**GIVEN PROBLEM:**
Select the lines below containing the word "React".

====== MATERIAL ======

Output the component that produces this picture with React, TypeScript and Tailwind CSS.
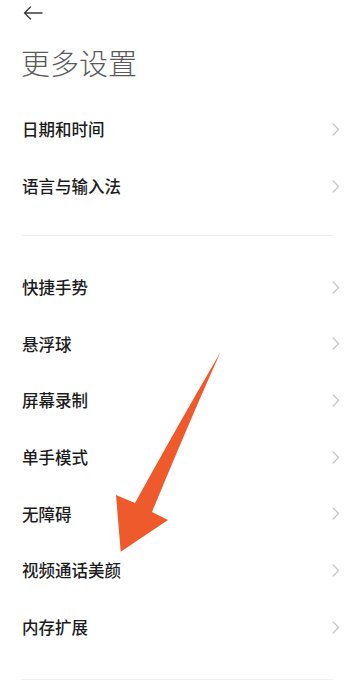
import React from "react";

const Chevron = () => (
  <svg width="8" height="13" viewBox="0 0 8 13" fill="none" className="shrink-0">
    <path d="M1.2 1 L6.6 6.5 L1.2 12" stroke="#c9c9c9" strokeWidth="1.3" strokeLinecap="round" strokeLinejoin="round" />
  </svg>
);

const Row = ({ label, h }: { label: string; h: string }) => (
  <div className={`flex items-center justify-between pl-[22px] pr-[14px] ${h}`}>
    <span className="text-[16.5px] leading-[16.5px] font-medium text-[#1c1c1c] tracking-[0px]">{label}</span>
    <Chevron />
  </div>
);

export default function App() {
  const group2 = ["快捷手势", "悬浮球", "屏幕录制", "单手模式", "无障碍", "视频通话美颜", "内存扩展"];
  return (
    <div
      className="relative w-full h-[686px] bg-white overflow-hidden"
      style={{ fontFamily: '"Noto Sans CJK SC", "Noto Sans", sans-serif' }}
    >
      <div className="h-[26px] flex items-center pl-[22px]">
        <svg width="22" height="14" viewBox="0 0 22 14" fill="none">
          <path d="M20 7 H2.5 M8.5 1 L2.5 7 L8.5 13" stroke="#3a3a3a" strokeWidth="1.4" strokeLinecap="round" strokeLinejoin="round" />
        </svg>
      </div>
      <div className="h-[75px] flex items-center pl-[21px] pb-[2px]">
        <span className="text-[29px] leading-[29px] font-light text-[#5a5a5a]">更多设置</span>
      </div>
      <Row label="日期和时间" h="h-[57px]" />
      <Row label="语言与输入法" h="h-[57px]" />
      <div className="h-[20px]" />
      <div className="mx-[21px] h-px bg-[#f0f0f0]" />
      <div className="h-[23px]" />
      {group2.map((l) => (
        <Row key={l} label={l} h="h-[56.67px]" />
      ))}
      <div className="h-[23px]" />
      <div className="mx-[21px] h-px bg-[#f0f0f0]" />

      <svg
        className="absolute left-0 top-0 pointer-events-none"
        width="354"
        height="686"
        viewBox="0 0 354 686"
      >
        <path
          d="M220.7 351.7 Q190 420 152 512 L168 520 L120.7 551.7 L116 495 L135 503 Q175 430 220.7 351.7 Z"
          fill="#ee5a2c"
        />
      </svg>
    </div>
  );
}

======

**SOLUTION BELOW:**
Output the component that produces this picture with React, TypeScript and Tailwind CSS.
import React from "react";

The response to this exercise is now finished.